## PROBLEM TO WORK ON:
Repeat the full listing below verbatim and keep the images out.

━━━ DATASET EXTRACT

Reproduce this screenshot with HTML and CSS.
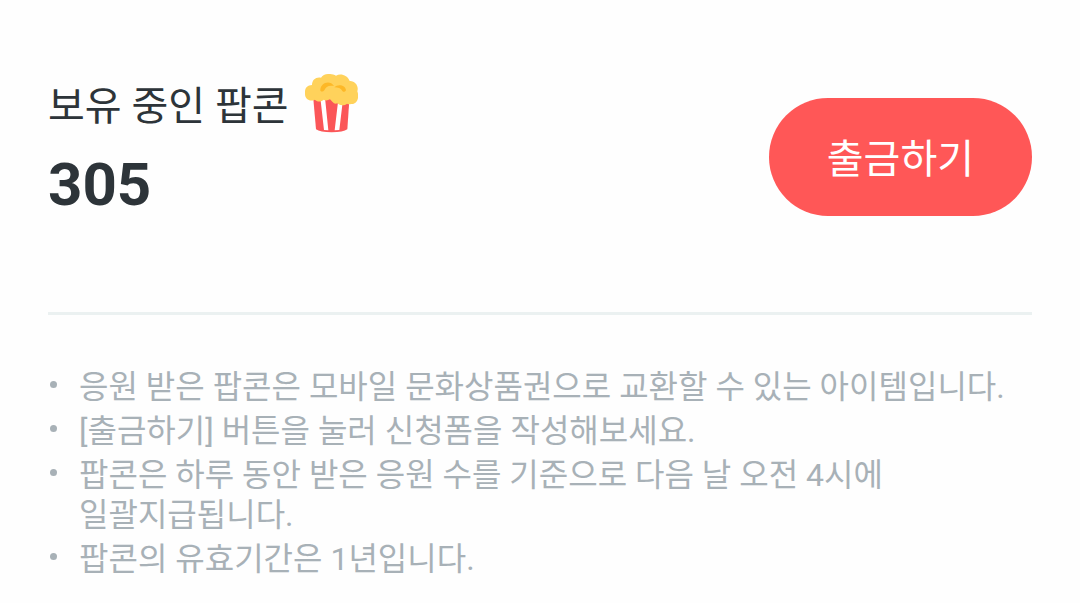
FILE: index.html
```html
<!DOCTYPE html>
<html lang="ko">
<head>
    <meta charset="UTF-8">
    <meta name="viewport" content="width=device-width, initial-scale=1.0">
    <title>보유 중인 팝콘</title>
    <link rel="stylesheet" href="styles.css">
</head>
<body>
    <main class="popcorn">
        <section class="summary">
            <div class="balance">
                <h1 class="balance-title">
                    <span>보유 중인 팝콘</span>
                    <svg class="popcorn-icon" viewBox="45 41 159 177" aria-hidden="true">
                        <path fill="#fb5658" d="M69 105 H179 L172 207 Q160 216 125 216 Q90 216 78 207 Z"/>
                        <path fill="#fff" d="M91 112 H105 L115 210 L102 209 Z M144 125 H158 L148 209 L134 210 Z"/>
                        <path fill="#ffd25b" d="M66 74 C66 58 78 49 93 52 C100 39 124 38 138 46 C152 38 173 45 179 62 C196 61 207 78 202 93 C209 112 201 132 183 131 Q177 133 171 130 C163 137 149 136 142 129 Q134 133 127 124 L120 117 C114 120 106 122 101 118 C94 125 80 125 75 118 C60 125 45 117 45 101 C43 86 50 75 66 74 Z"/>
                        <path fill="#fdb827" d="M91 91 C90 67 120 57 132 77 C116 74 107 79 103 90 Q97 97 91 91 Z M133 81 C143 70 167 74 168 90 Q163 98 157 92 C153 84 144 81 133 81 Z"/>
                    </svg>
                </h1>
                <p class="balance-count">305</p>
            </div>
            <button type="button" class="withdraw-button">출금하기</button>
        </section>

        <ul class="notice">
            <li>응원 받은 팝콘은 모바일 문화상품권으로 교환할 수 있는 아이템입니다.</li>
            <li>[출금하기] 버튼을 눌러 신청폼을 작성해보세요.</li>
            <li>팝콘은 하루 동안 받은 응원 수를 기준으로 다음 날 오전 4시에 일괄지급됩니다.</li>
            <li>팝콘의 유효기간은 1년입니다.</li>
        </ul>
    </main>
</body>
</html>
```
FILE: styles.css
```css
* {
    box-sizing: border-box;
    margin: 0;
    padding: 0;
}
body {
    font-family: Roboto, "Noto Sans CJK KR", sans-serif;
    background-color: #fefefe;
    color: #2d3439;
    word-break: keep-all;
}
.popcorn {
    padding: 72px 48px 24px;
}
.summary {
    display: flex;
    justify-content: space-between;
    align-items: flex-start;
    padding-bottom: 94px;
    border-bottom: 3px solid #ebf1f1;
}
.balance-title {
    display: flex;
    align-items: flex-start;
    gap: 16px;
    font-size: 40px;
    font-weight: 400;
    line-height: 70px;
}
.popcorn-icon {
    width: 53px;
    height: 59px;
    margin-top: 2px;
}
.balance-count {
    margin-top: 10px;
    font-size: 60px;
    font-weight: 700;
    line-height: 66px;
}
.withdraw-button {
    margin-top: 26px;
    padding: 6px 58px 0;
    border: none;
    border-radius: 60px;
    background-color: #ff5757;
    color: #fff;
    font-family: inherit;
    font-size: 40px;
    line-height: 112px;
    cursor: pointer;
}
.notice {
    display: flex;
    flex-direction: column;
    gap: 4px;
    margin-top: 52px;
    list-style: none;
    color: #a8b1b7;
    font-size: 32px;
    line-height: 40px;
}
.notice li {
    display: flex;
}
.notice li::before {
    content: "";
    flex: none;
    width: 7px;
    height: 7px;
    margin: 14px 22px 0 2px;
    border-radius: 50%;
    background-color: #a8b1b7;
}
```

━━━━━━

## SOLUTION FOR THIS EXERCISE:
Reproduce this screenshot with HTML and CSS.
FILE: index.html
```html
<!DOCTYPE html>
<html lang="ko">
<head>
    <meta charset="UTF-8">
    <meta name="viewport" content="width=device-width, initial-scale=1.0">
    <title>보유 중인 팝콘</title>
    <link rel="stylesheet" href="styles.css">
</head>
<body>
    <main class="popcorn">
        <section class="summary">
            <div class="balance">
                <h1 class="balance-title">
                    <span>보유 중인 팝콘</span>
                    <svg class="popcorn-icon" viewBox="45 41 159 177" aria-hidden="true">
                        <path fill="#fb5658" d="M69 105 H179 L172 207 Q160 216 125 216 Q90 216 78 207 Z"/>
                        <path fill="#fff" d="M91 112 H105 L115 210 L102 209 Z M144 125 H158 L148 209 L134 210 Z"/>
                        <path fill="#ffd25b" d="M66 74 C66 58 78 49 93 52 C100 39 124 38 138 46 C152 38 173 45 179 62 C196 61 207 78 202 93 C209 112 201 132 183 131 Q177 133 171 130 C163 137 149 136 142 129 Q134 133 127 124 L120 117 C114 120 106 122 101 118 C94 125 80 125 75 118 C60 125 45 117 45 101 C43 86 50 75 66 74 Z"/>
                        <path fill="#fdb827" d="M91 91 C90 67 120 57 132 77 C116 74 107 79 103 90 Q97 97 91 91 Z M133 81 C143 70 167 74 168 90 Q163 98 157 92 C153 84 144 81 133 81 Z"/>
                    </svg>
                </h1>
                <p class="balance-count">305</p>
            </div>
            <button type="button" class="withdraw-button">출금하기</button>
        </section>

        <ul class="notice">
            <li>응원 받은 팝콘은 모바일 문화상품권으로 교환할 수 있는 아이템입니다.</li>
            <li>[출금하기] 버튼을 눌러 신청폼을 작성해보세요.</li>
            <li>팝콘은 하루 동안 받은 응원 수를 기준으로 다음 날 오전 4시에 일괄지급됩니다.</li>
            <li>팝콘의 유효기간은 1년입니다.</li>
        </ul>
    </main>
</body>
</html>
```
FILE: styles.css
```css
* {
    box-sizing: border-box;
    margin: 0;
    padding: 0;
}
body {
    font-family: Roboto, "Noto Sans CJK KR", sans-serif;
    background-color: #fefefe;
    color: #2d3439;
    word-break: keep-all;
}
.popcorn {
    padding: 72px 48px 24px;
}
.summary {
    display: flex;
    justify-content: space-between;
    align-items: flex-start;
    padding-bottom: 94px;
    border-bottom: 3px solid #ebf1f1;
}
.balance-title {
    display: flex;
    align-items: flex-start;
    gap: 16px;
    font-size: 40px;
    font-weight: 400;
    line-height: 70px;
}
.popcorn-icon {
    width: 53px;
    height: 59px;
    margin-top: 2px;
}
.balance-count {
    margin-top: 10px;
    font-size: 60px;
    font-weight: 700;
    line-height: 66px;
}
.withdraw-button {
    margin-top: 26px;
    padding: 6px 58px 0;
    border: none;
    border-radius: 60px;
    background-color: #ff5757;
    color: #fff;
    font-family: inherit;
    font-size: 40px;
    line-height: 112px;
    cursor: pointer;
}
.notice {
    display: flex;
    flex-direction: column;
    gap: 4px;
    margin-top: 52px;
    list-style: none;
    color: #a8b1b7;
    font-size: 32px;
    line-height: 40px;
}
.notice li {
    display: flex;
}
.notice li::before {
    content: "";
    flex: none;
    width: 7px;
    height: 7px;
    margin: 14px 22px 0 2px;
    border-radius: 50%;
    background-color: #a8b1b7;
}
```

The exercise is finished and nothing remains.